··· GIVEN INFORMATION ···

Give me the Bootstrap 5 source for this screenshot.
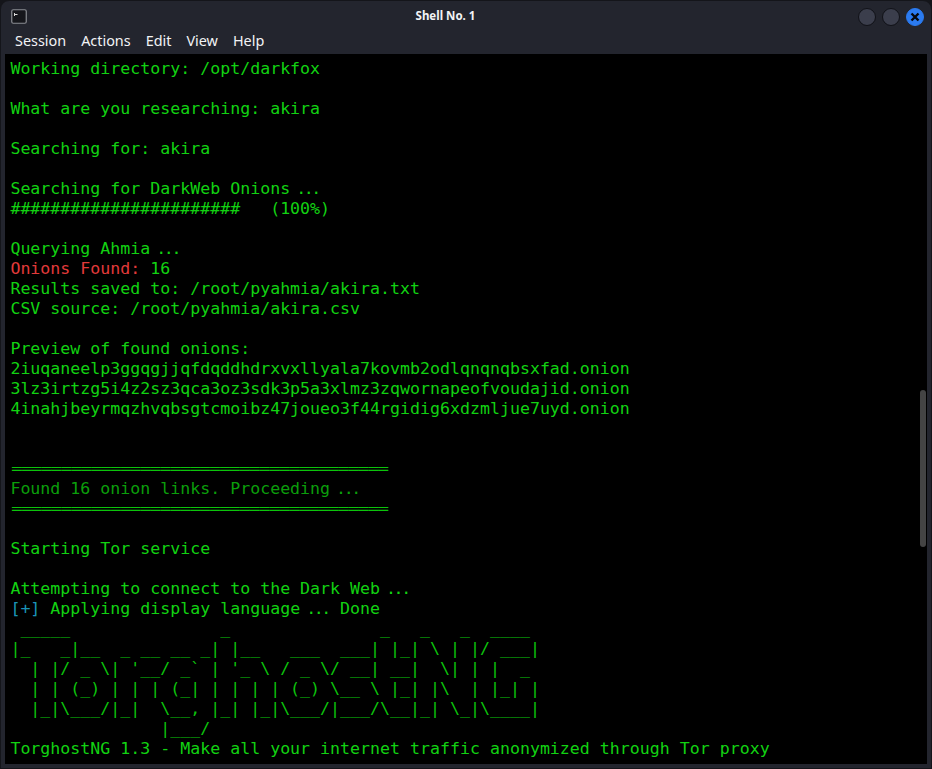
<!DOCTYPE html>
<html lang="en">
<head>
<meta charset="utf-8">
<title>Shell No. 1</title>
<link href="https://cdn.jsdelivr.net/npm/bootstrap@5.3.0/dist/css/bootstrap.min.css" rel="stylesheet">
<style>
html, body { height: 100%; margin: 0; background: #14151a; overflow: hidden; }
.win-frame { height: 769px; background: #23252e; border: 1px solid #14151a; border-radius: 9px 9px 0 0; overflow: hidden; }
.title-row { height: 31px; padding: 0 7px 0 10px; }
.app-glyph { width: 16px; height: 15px; }
.win-title { font: 700 11.5px "Noto Sans", sans-serif; color: #f2f3f5; padding-left: 6px; margin-bottom: 3px; }
.win-btn { width: 18px; height: 18px; border-radius: 50%; background: #3b3e4c; border: 1px solid #111218; padding: 0; margin-right: 6px; }
.win-btn:last-child { margin-right: 0; }
.win-btn-close { background: #2b7bf0; border-color: #2b7bf0; }
.menu-row { height: 22px; padding-left: 4px; }
.menu-item { font: 400 14.4px/18px "Noto Sans", sans-serif; color: #f2f3f5; padding: 0 5px 0 10px; }
.term { margin: 0 4px 4px; background: #000; flex: 1 1 auto; min-height: 0; overflow: hidden; position: relative; }
.term-text { margin: 0; padding: 5px 0 0 5.4px; font: 400 16.6px/20px "DejaVu Sans Mono", monospace; color: #12d212; overflow: hidden; }
.c-red { color: #e23a3a; }
.c-dim { color: #0b9e0b; }
.c-art { color: #0cc40c; }
.c-blue { color: #1a93b8; }
.c-rule { color: #0cc40c; font-family: "Liberation Mono", monospace; font-size: 16.5px; line-height: 0; margin-left: 1.6px; }
.dots { letter-spacing: -2.4px; margin-left: 6px; margin-right: 1.2px; }
.thumb { position: absolute; top: 336px; right: 1px; width: 6px; height: 157px; background: #444; border-radius: 3px; }
</style>
</head>
<body>
<div class="win-frame d-flex flex-column">
  <div class="title-row d-flex align-items-center justify-content-between">
    <svg class="app-glyph" viewBox="0 0 16 15"><rect x=".75" y=".75" width="14.5" height="13.5" rx="1.5" fill="#15161b" stroke="#8b8d93" stroke-width="1.2"/><path d="M3.5 4v3M3.5 5.5h3" stroke="#d8d8d8" stroke-width="1"/></svg>
    <div class="win-title flex-grow-1 text-center">Shell No. 1</div>
    <div class="d-flex">
      <button class="win-btn" type="button" aria-label="Minimize"></button>
      <button class="win-btn" type="button" aria-label="Maximize"></button>
      <button class="win-btn win-btn-close d-flex align-items-center justify-content-center" type="button" aria-label="Close"><svg width="10" height="10" viewBox="0 0 10 10"><path d="M1.5 1.5l7 7M8.5 1.5l-7 7" stroke="#06070a" stroke-width="2.4"/></svg></button>
    </div>
  </div>
  <div class="menu-row d-flex">
    <span class="menu-item">Session</span><span class="menu-item">Actions</span><span class="menu-item">Edit</span><span class="menu-item">View</span><span class="menu-item">Help</span>
  </div>
  <div class="term">
<pre class="term-text">Working directory: /opt/darkfox

What are you researching: akira

Searching for: akira

Searching for DarkWeb Onions<span class="dots">...</span>
#######################   (100%)

Querying Ahmia<span class="dots">...</span>
<span class="c-red">Onions Found:</span> 16
Results saved to: /root/pyahmia/akira.txt
CSV source: /root/pyahmia/akira.csv

Preview of found onions:
2iuqaneelp3ggqgjjqfdqddhdrxvxllyala7kovmb2odlqnqnqbsxfad.onion
3lz3irtzg5i4z2sz3qca3oz3sdk3p5a3xlmz3zqwornapeofvoudajid.onion
4inahjbeyrmqzhvqbsgtcmoibz47joueo3f44rgidig6xdzmljue7uyd.onion


<span class="c-rule">══════════════════════════════════════</span>
<span class="c-dim">Found 16 onion links. Proceeding<span class="dots">...</span></span>
<span class="c-rule">══════════════════════════════════════</span>

Starting Tor service

Attempting to connect to the Dark Web<span class="dots">...</span>
<span class="c-blue">[+]</span> Applying display language<span class="dots">...</span> Done
<span class="c-art"> _____               _               _   _   _  ____
|_   _|__  _ __ __ _| |__   ___  ___| |_| \ | |/ ___|
  | |/ _ \| '__/ _` | '_ \ / _ \/ __| __|  \| | |  _
  | | (_) | | | (_| | | | | (_) \__ \ |_| |\  | |_| |
  |_|\___/|_|  \__, |_| |_|\___/|___/\__|_| \_|\____|
               |___/</span>
TorghostNG 1.3 - Make all your internet traffic anonymized through Tor proxy</pre>
    <div class="thumb"></div>
  </div>
</div>
<script src="https://cdn.jsdelivr.net/npm/bootstrap@5.3.0/dist/js/bootstrap.bundle.min.js"></script>
</body>
</html>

···

GIVEN EXERCISE -
Copy each line in full and exactly, omitting any picture.

RESPONSE -
Give me the Bootstrap 5 source for this screenshot.
<!DOCTYPE html>
<html lang="en">
<head>
<meta charset="utf-8">
<title>Shell No. 1</title>
<link href="https://cdn.jsdelivr.net/npm/bootstrap@5.3.0/dist/css/bootstrap.min.css" rel="stylesheet">
<style>
html, body { height: 100%; margin: 0; background: #14151a; overflow: hidden; }
.win-frame { height: 769px; background: #23252e; border: 1px solid #14151a; border-radius: 9px 9px 0 0; overflow: hidden; }
.title-row { height: 31px; padding: 0 7px 0 10px; }
.app-glyph { width: 16px; height: 15px; }
.win-title { font: 700 11.5px "Noto Sans", sans-serif; color: #f2f3f5; padding-left: 6px; margin-bottom: 3px; }
.win-btn { width: 18px; height: 18px; border-radius: 50%; background: #3b3e4c; border: 1px solid #111218; padding: 0; margin-right: 6px; }
.win-btn:last-child { margin-right: 0; }
.win-btn-close { background: #2b7bf0; border-color: #2b7bf0; }
.menu-row { height: 22px; padding-left: 4px; }
.menu-item { font: 400 14.4px/18px "Noto Sans", sans-serif; color: #f2f3f5; padding: 0 5px 0 10px; }
.term { margin: 0 4px 4px; background: #000; flex: 1 1 auto; min-height: 0; overflow: hidden; position: relative; }
.term-text { margin: 0; padding: 5px 0 0 5.4px; font: 400 16.6px/20px "DejaVu Sans Mono", monospace; color: #12d212; overflow: hidden; }
.c-red { color: #e23a3a; }
.c-dim { color: #0b9e0b; }
.c-art { color: #0cc40c; }
.c-blue { color: #1a93b8; }
.c-rule { color: #0cc40c; font-family: "Liberation Mono", monospace; font-size: 16.5px; line-height: 0; margin-left: 1.6px; }
.dots { letter-spacing: -2.4px; margin-left: 6px; margin-right: 1.2px; }
.thumb { position: absolute; top: 336px; right: 1px; width: 6px; height: 157px; background: #444; border-radius: 3px; }
</style>
</head>
<body>
<div class="win-frame d-flex flex-column">
  <div class="title-row d-flex align-items-center justify-content-between">
    <svg class="app-glyph" viewBox="0 0 16 15"><rect x=".75" y=".75" width="14.5" height="13.5" rx="1.5" fill="#15161b" stroke="#8b8d93" stroke-width="1.2"/><path d="M3.5 4v3M3.5 5.5h3" stroke="#d8d8d8" stroke-width="1"/></svg>
    <div class="win-title flex-grow-1 text-center">Shell No. 1</div>
    <div class="d-flex">
      <button class="win-btn" type="button" aria-label="Minimize"></button>
      <button class="win-btn" type="button" aria-label="Maximize"></button>
      <button class="win-btn win-btn-close d-flex align-items-center justify-content-center" type="button" aria-label="Close"><svg width="10" height="10" viewBox="0 0 10 10"><path d="M1.5 1.5l7 7M8.5 1.5l-7 7" stroke="#06070a" stroke-width="2.4"/></svg></button>
    </div>
  </div>
  <div class="menu-row d-flex">
    <span class="menu-item">Session</span><span class="menu-item">Actions</span><span class="menu-item">Edit</span><span class="menu-item">View</span><span class="menu-item">Help</span>
  </div>
  <div class="term">
<pre class="term-text">Working directory: /opt/darkfox

What are you researching: akira

Searching for: akira

Searching for DarkWeb Onions<span class="dots">...</span>
#######################   (100%)

Querying Ahmia<span class="dots">...</span>
<span class="c-red">Onions Found:</span> 16
Results saved to: /root/pyahmia/akira.txt
CSV source: /root/pyahmia/akira.csv

Preview of found onions:
2iuqaneelp3ggqgjjqfdqddhdrxvxllyala7kovmb2odlqnqnqbsxfad.onion
3lz3irtzg5i4z2sz3qca3oz3sdk3p5a3xlmz3zqwornapeofvoudajid.onion
4inahjbeyrmqzhvqbsgtcmoibz47joueo3f44rgidig6xdzmljue7uyd.onion


<span class="c-rule">══════════════════════════════════════</span>
<span class="c-dim">Found 16 onion links. Proceeding<span class="dots">...</span></span>
<span class="c-rule">══════════════════════════════════════</span>

Starting Tor service

Attempting to connect to the Dark Web<span class="dots">...</span>
<span class="c-blue">[+]</span> Applying display language<span class="dots">...</span> Done
<span class="c-art"> _____               _               _   _   _  ____
|_   _|__  _ __ __ _| |__   ___  ___| |_| \ | |/ ___|
  | |/ _ \| '__/ _` | '_ \ / _ \/ __| __|  \| | |  _
  | | (_) | | | (_| | | | | (_) \__ \ |_| |\  | |_| |
  |_|\___/|_|  \__, |_| |_|\___/|___/\__|_| \_|\____|
               |___/</span>
TorghostNG 1.3 - Make all your internet traffic anonymized through Tor proxy</pre>
    <div class="thumb"></div>
  </div>
</div>
<script src="https://cdn.jsdelivr.net/npm/bootstrap@5.3.0/dist/js/bootstrap.bundle.min.js"></script>
</body>
</html>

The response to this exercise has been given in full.